上野公園駅までの延伸工事は、京成が都心進出する悲願達成プロジェクトでもあった一方で、地表近くの地下3.3メートル地点を掘り進めるという制約や徳川将軍家の祈祷所・菩提寺である寛永寺の境内、図書館・美術館といった文化施設を避けるルートを取らなければならない点などから技術的にも困難が多かった。くわえて、上野公園は皇室の御料地でもあったから、京成側だけで自由にルートを決めることはできなかった。
上野までの延伸を果たした京成は、ターミナルとなる上野公園駅のみならず、上野の山にもうひとつ駅を開設している。それが、博物館動物園駅だ。

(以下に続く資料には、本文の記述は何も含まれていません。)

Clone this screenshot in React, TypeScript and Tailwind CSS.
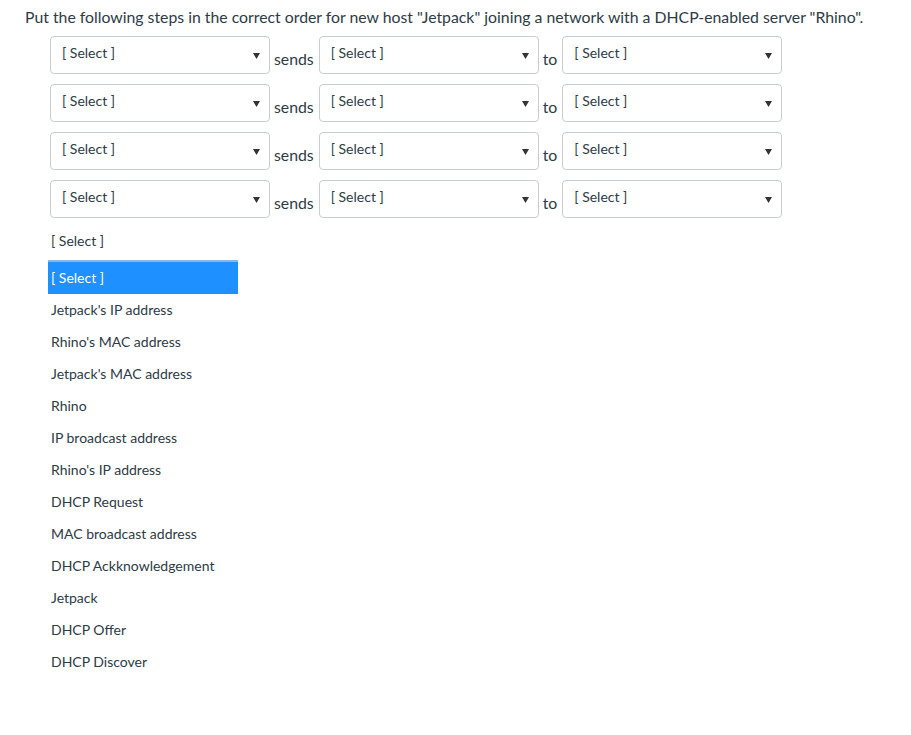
import React from "react";

const Arrow = () => (
  <svg width="7" height="6" viewBox="0 0 7 6" className="absolute right-[9px] top-[16px]">
    <path d="M0 0 L7 0 L3.5 6 Z" fill="#333" />
  </svg>
);

const SelectBox = () => (
  <div className="relative w-[220px] h-[38px] shrink-0 rounded-[4px] border border-[#c7cdd1] bg-white pl-[11px] pt-[7px] text-[14px] leading-[18px] text-[#2d3b45]">
    [ Select ]
    <Arrow />
  </div>
);

const options = [
  "Jetpack's IP address",
  "Rhino's MAC address",
  "Jetpack's MAC address",
  "Rhino",
  "IP broadcast address",
  "Rhino's IP address",
  "DHCP Request",
  "MAC broadcast address",
  "DHCP Ackknowledgement",
  "Jetpack",
  "DHCP Offer",
  "DHCP Discover",
];

export default function App() {
  return (
    <div className="min-h-[735px] w-[911px] bg-white text-[#2d3b45]" style={{ fontFamily: "Lato, 'Noto Sans', sans-serif" }}>
      <div className="pl-[25px] pt-[6px]">
        <div className="text-[15.8px] leading-[22px]">
          Put the following steps in the correct order for new host "Jetpack" joining a network with a DHCP-enabled server "Rhino".
        </div>
        <div className="mt-[8px] ml-[25px] flex flex-col gap-[10px]">
          {[0, 1, 2, 3].map((i) => (
            <div key={i} className="flex items-start">
              <SelectBox />
              <span className="pl-[4px] pr-[5px] pt-[13px] text-[15.8px] leading-[20px]">sends</span>
              <SelectBox />
              <span className="pl-[4px] pr-[5px] pt-[13px] text-[15.8px] leading-[20px]">to</span>
              <SelectBox />
            </div>
          ))}
        </div>
        <div className="ml-[26px] mt-[13px] text-[14px] leading-[20px]">[ Select ]</div>
        <div className="ml-[23px] mt-[9px] w-[190px] text-[14px]">
          <div className="h-[34px] border-t-2 border-[#8fb4ea] bg-[#1e90ff] pl-[3px] leading-[31px] text-white">
            [ Select ]
          </div>
          {options.map((o) => (
            <div key={o} className="h-[32px] pl-[3px] leading-[32px]">
              {o}
            </div>
          ))}
        </div>
      </div>
    </div>
  );
}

現在、廃駅になっている博物館動物園駅だが、京成はその駅舎デザインに相当な力をっ注いでいる。設計を担当したのは、鉄道省技師の中川俊次と寺田勇一の二人。わざわざ鉄道省の技師を起用したところからも、博物館動物園駅が単なる一私鉄の駅舎という存在ではなかったことが窺える。
実際、博物館動物園駅のデザインは、1936(昭和11)年に竣工する国会議事堂のモデルになったともいわれる。